その熱意に私は強く感動しました。マルホという会社の挑戦する風土があれば、薬学未経験の私でも、論理的思考と研究スキルの汎用性を信じて飛び込める、と考えたんです。マルホとの出会いは、本当に偶然でした。しかし、出会いは偶然であっても、熱意が私たちを引き合わせてくれたと感じています。

実験者から解析者へ、患者さんのための探求を加速

入社後は、薬物の皮膚透過実験を担当しました。塗り薬がどの程度、皮膚を通るかを評価する仕事です。ここで基礎を学んで、3年目からはデジタル解析に移りました。探索動態、製剤研究、モダリティ研究、トランスレーショナル研究を経て、現在は分子シミュレーションで化合物を仮想スクリーニングしたり、製剤の物性評価、Omicsデータや臨床情報で疾患メカニズムや副作用メカニズムを解析したりしています。
デジタル解析は、新薬創出や上市品のエビデンス強化のためにも不可欠。社外のIT企業やアカデミアとも協業し、解析技術の開発・導入・評価・運用を推進しています。私の仕事の7割は他部署との連携ですね。
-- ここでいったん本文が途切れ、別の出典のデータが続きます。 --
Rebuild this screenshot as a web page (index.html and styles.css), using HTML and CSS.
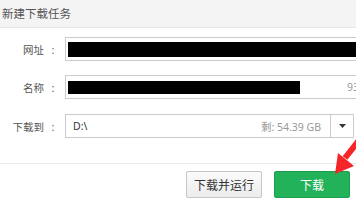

実験者とのコミュニケーションが、正確なデータ解釈の鍵。解析で仮説を証明する喜びを実験者と共に感じながら、10~20年という長期にわたる医薬品開発の成果に活かせることにやりがいを感じています。

AIプロジェクトで学んだ、連携と解釈の重要性

私は実験の仕事に取り組みながら、入社2年目から医薬品特性予測のAI構築プロジェクトに参加していました。当時はちょうどAIが事業に導入され始めた頃。そんな時代の変革期に最初から立ち会えたことは大きな経験になりました。現在、手がけているデジタル解析に必要なすべてのフローに関わることができたのは幸運でしたね。
実験データの取得、AI構築、デジタル解析の運用と活用。これらの一つひとつを知っているからこそ、実験プロセスを理解すること、解析目的に合ったデータを取得することの重要性を学び、その上で、最も重要なのは、実験者と解析者のコミュニケーションだということを学びました。この経験がデジタル解析業務をする上での、私の基礎になっています。
皮膚科の視覚的評価や膨大な生体情報を活用し、適切な患者さんへの医薬品提供や新薬の種を探す道標にする。そのために、解析データは「置いておくだけでは意味がない」という姿勢を社内で育み、活用できる環境を創出していく必要があるのだと考えています。

患者貢献を信念に、マルホにデジタル改革を

私の信念は、患者さんに貢献できているかを常に考えること。デジタル解析は患者さんと直接的に関わらないため、真の目的が見えにくくなってしまいます。でも、私たちの努力・成果は、間違いなく医薬品として患者さんに届きます。研究者は、私も含めて、つい自分の興味に流されやすいんです(笑)。学術的な研究者ではなく、企業の研究者としては、サイエンスの喜びと社会貢献を両立させる必要がありますから。いまの自分の努力が10年後の患者さんの笑顔につながるのだということを忘れないようにしています。
マルホは挑戦する風土を持つ非常にポジティブな会社だと思っています。だからこそ、デジタル解析に強い会社に変えたい。そうすれば、日進月歩の解析の進化という荒波に流されず、皮膚科学領域のリーダーとしての確固たる地位を築くことができると考えています。そのためにこれからも尽力していきたいですね。

career

2017年4月
【 開発研究部 】
薬物動態研究グループに配属。皮膚透過実験を担当。
2017年10月
【 CMC研究部 】
製剤研究グループへ異動。実験業務を継続し、AI構築プロジェクトに参加。
2019年~
【 探索研究部/トランスレーショナルリサーチ推進部/データサイエンス部 】
探索動態グループ、モダリティ研究グループを経て、デジタルトランスレーショナルリサーチグループでデジタル解析を主業務に。分子シミュレーション、Omics解析、臨床情報解析、副作用メカニズム解析に注力。